• Given exercise: Lines containing the string "index" are to be counted; report only how many there are.
----- Dataset extract -----
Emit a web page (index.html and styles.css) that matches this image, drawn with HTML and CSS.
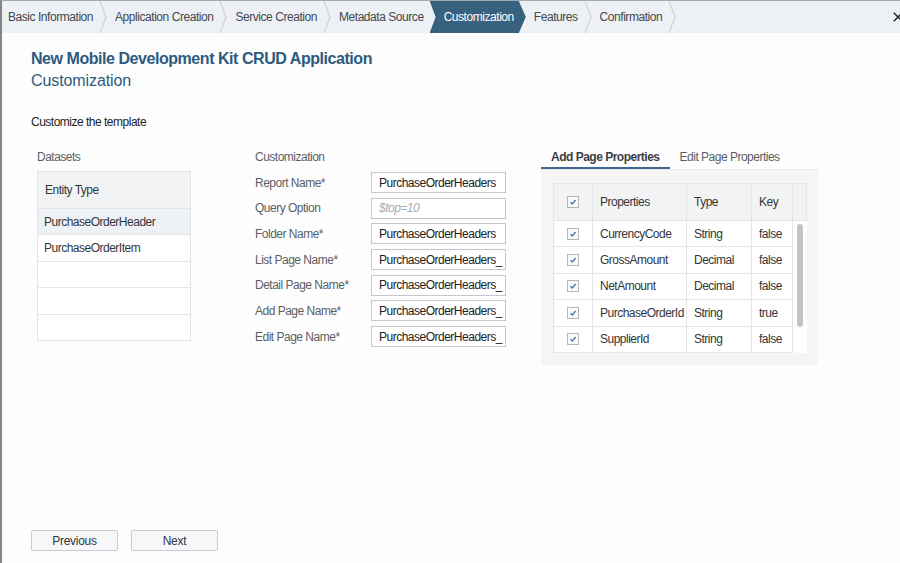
FILE: index.html
```html
<!DOCTYPE html>
<html lang="en">
<head>
<meta charset="utf-8">
<title>New Mobile Development Kit CRUD Application</title>
<link rel="stylesheet" href="styles.css">
</head>
<body>
<div class="app">
  <nav class="steps">
    <span class="step first">Basic Information</span>
    <svg class="sep" viewBox="0 0 8 32" width="8" height="32"><polyline points="1,0 7,16 1,32" /></svg>
    <span class="step">Application Creation</span>
    <svg class="sep" viewBox="0 0 8 32" width="8" height="32"><polyline points="1,0 7,16 1,32" /></svg>
    <span class="step">Service Creation</span>
    <svg class="sep" viewBox="0 0 8 32" width="8" height="32"><polyline points="1,0 7,16 1,32" /></svg>
    <span class="step before-active">Metadata Source</span>
    <span class="step active">Customization</span>
    <span class="step">Features</span>
    <svg class="sep" viewBox="0 0 8 32" width="8" height="32"><polyline points="1,0 7,16 1,32" /></svg>
    <span class="step">Confirmation</span>
    <svg class="sep" viewBox="0 0 8 32" width="8" height="32"><polyline points="1,0 7,16 1,32" /></svg>
    <span class="spacer"></span>
    <svg class="close" viewBox="0 0 7 10" width="7" height="10"><path d="M0.8 0.8 L9.2 9.2 M0.8 9.2 L9.2 0.8" /></svg>
  </nav>

  <main class="content">
    <header class="titles">
      <h1 class="title">New Mobile Development Kit CRUD Application</h1>
      <h2 class="subtitle">Customization</h2>
    </header>
    <p class="intro">Customize the template</p>

    <section class="cols">
      <div class="col datasets">
        <div class="col-label">Datasets</div>
        <div class="ds-table">
          <div class="ds-head">Entity Type</div>
          <div class="ds-row selected">PurchaseOrderHeader</div>
          <div class="ds-row">PurchaseOrderItem</div>
          <div class="ds-row"></div>
          <div class="ds-row"></div>
          <div class="ds-row last"></div>
        </div>
      </div>

      <div class="col custom">
        <div class="col-label">Customization</div>
        <div class="form-grid">
          <span class="f-label">Report Name*</span><span class="f-input">PurchaseOrderHeaders</span>
          <span class="f-label">Query Option</span><span class="f-input placeholder">$top=10</span>
          <span class="f-label">Folder Name*</span><span class="f-input">PurchaseOrderHeaders</span>
          <span class="f-label">List Page Name*</span><span class="f-input">PurchaseOrderHeaders_</span>
          <span class="f-label">Detail Page Name*</span><span class="f-input">PurchaseOrderHeaders_</span>
          <span class="f-label">Add Page Name*</span><span class="f-input">PurchaseOrderHeaders_</span>
          <span class="f-label">Edit Page Name*</span><span class="f-input">PurchaseOrderHeaders_</span>
        </div>
      </div>

      <div class="col props">
        <div class="tabs">
          <span class="tab active">Add Page Properties</span>
          <span class="tab">Edit Page Properties</span>
        </div>
        <div class="panel">
          <div class="ptable">
            <div class="th cb-cell"><span class="cb"><svg viewBox="0 0 10 10" width="10" height="10"><polyline points="2.5,5.2 4.3,7 7.6,3" /></svg></span></div>
            <div class="th">Properties</div>
            <div class="th">Type</div>
            <div class="th">Key</div>
            <div class="th scroll-head"></div>

            <div class="td cb-cell"><span class="cb"><svg viewBox="0 0 10 10" width="10" height="10"><polyline points="2.5,5.2 4.3,7 7.6,3" /></svg></span></div>
            <div class="td">CurrencyCode</div>
            <div class="td">String</div>
            <div class="td">false</div>
            <div class="scroll-track"><span class="thumb"></span></div>

            <div class="td cb-cell"><span class="cb"><svg viewBox="0 0 10 10" width="10" height="10"><polyline points="2.5,5.2 4.3,7 7.6,3" /></svg></span></div>
            <div class="td">GrossAmount</div>
            <div class="td">Decimal</div>
            <div class="td">false</div>

            <div class="td cb-cell"><span class="cb"><svg viewBox="0 0 10 10" width="10" height="10"><polyline points="2.5,5.2 4.3,7 7.6,3" /></svg></span></div>
            <div class="td">NetAmount</div>
            <div class="td">Decimal</div>
            <div class="td">false</div>

            <div class="td cb-cell"><span class="cb"><svg viewBox="0 0 10 10" width="10" height="10"><polyline points="2.5,5.2 4.3,7 7.6,3" /></svg></span></div>
            <div class="td">PurchaseOrderId</div>
            <div class="td">String</div>
            <div class="td">true</div>

            <div class="td cb-cell"><span class="cb"><svg viewBox="0 0 10 10" width="10" height="10"><polyline points="2.5,5.2 4.3,7 7.6,3" /></svg></span></div>
            <div class="td">SupplierId</div>
            <div class="td">String</div>
            <div class="td">false</div>
          </div>
        </div>
      </div>
    </section>

    <footer class="actions">
      <button class="btn" type="button">Previous</button>
      <button class="btn" type="button">Next</button>
    </footer>
  </main>
</div>
</body>
</html>
```

FILE: styles.css
```css
* { box-sizing: border-box; }

html, body {
  margin: 0;
  padding: 0;
  height: 100%;
  background: #fdfdfd;
}

body {
  font-family: "Liberation Sans", Arial, sans-serif;
  font-size: 12px;
  letter-spacing: -0.5px;
  color: #32363a;
  overflow: hidden;
}

.app {
  height: 563px;
  display: flex;
  flex-direction: column;
  border-left: 2px solid #858585;
  border-top: 1px solid #a9a9a9;
}

/* ---------- step bar ---------- */
.steps {
  height: 32px;
  flex: none;
  display: flex;
  align-items: stretch;
  background: #edf0f4;
  color: #43484d;
  white-space: nowrap;
  letter-spacing: -0.45px;
}

.step {
  display: flex;
  align-items: center;
  padding: 0 6px 0 8px;
}

.step.first { padding-left: 6px; }
.step.before-active { padding-right: 6px; }

.sep {
  flex: none;
  display: block;
}
.sep polyline {
  fill: none;
  stroke: #c6cbd1;
  stroke-width: 1;
}

.step.active {
  background: #37617f;
  color: #ffffff;
  padding: 0 12px 0 14px;
  clip-path: polygon(0 0, calc(100% - 7px) 0, 100% 50%, calc(100% - 7px) 100%, 0 100%, 6px 50%);
}

.spacer { flex: 1; }

.close {
  flex: none;
  align-self: center;
  overflow: hidden;
}
.close path {
  fill: none;
  stroke: #222;
  stroke-width: 1.5;
}

/* ---------- content ---------- */
.content {
  flex: 1;
  display: flex;
  flex-direction: column;
  padding: 15px 0 12px 29px;
}

.titles { margin: 0; }

.title {
  margin: 0;
  font-size: 16px;
  line-height: 22px;
  font-weight: bold;
  letter-spacing: -0.45px;
  color: #2d5a7e;
}

.subtitle {
  margin: 0;
  font-size: 16px;
  line-height: 22px;
  font-weight: normal;
  letter-spacing: -0.1px;
  color: #2d5a7e;
}

.intro {
  margin: 22px 0 0;
  line-height: 16px;
  color: #1e1e1e;
}

.cols {
  display: flex;
  align-items: flex-start;
  margin-top: 19px;
}

.col-label {
  height: 22px;
  line-height: 16px;
  color: #5b5f64;
}

/* datasets */
.datasets {
  width: 154px;
  margin-left: 6px;
}

.ds-table {
  border: 1px solid #e3e5e8;
  border-bottom: none;
  background: #fff;
}

.ds-head {
  height: 37px;
  display: flex;
  align-items: center;
  padding-left: 7px;
  background: #f2f3f4;
  border-bottom: 1px solid #e3e5e8;
}

.ds-row {
  height: 26.4px;
  display: flex;
  align-items: center;
  padding-left: 6px;
  border-bottom: 1px solid #e3e5e8;
}

.ds-row.selected { background: #eef1f6; }

/* customization form */
.custom {
  width: 251px;
  margin-left: 64px;
}

.form-grid {
  margin-top: 1px;
  display: grid;
  grid-template-columns: 116px 135px;
  grid-auto-rows: 21px;
  row-gap: 4.7px;
  align-items: center;
}

.f-label { color: #5b5f64; }

.f-input {
  height: 21px;
  display: flex;
  align-items: center;
  padding-left: 7px;
  border: 1px solid #c4c7cb;
  background: #fff;
  color: #222;
  white-space: nowrap;
  overflow: hidden;
}

.f-input.placeholder {
  color: #a7a9ac;
  font-style: italic;
}

/* properties */
.props {
  width: 277px;
  margin-left: 35px;
}

.tabs {
  height: 21px;
  display: flex;
  align-items: flex-start;
  border-bottom: 1px solid #e6e8eb;
}

.tab {
  height: 20px;
  line-height: 16px;
  padding: 0 10px;
  color: #5b5f64;
}

.tab.active {
  font-weight: bold;
  color: #3b4046;
  border-bottom: 2px solid #3d6890;
}

.panel {
  height: 195px;
  background: #f5f5f6;
  padding: 13px 0 0 12px;
}

.ptable {
  width: 253px;
  display: grid;
  grid-template-columns: 39px 94px 65px 41px 14px;
  grid-template-rows: 37px repeat(5, 26.4px);
  border-top: 1px solid #e3e5e8;
  border-left: 1px solid #e3e5e8;
  background: #fff;
}

.th, .td {
  display: flex;
  align-items: center;
  padding-left: 7px;
  border-right: 1px solid #e3e5e8;
  border-bottom: 1px solid #e3e5e8;
  white-space: nowrap;
  overflow: hidden;
  color: #32363a;
}

.th { background: #f2f3f4; }

.cb-cell {
  justify-content: center;
  padding-left: 0;
}

.cb {
  width: 12px;
  height: 12px;
  border: 1px solid #b4b8bd;
  background: #fafafa;
  display: flex;
  align-items: center;
  justify-content: center;
}
.cb polyline {
  fill: none;
  stroke: #4a78a6;
  stroke-width: 1.3;
}

.scroll-head { padding: 0; }

.scroll-track {
  grid-column: 5;
  grid-row: 2 / span 5;
  display: flex;
  justify-content: center;
  padding-top: 3px;
  background: #fff;
}

.thumb {
  width: 6px;
  height: 103px;
  border-radius: 3px;
  background: #c2c4c7;
}

/* footer */
.actions {
  margin-top: auto;
  display: flex;
  gap: 13px;
}

.btn {
  width: 87px;
  height: 21px;
  padding: 0;
  font-family: "Liberation Sans", Arial, sans-serif;
  font-size: 12px;
  letter-spacing: -0.3px;
  color: #32363a;
  background: #f7f7f9;
  border: 1px solid #c9ccd0;
  border-radius: 2px;
}
```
-----
• Answer for this exercise: 2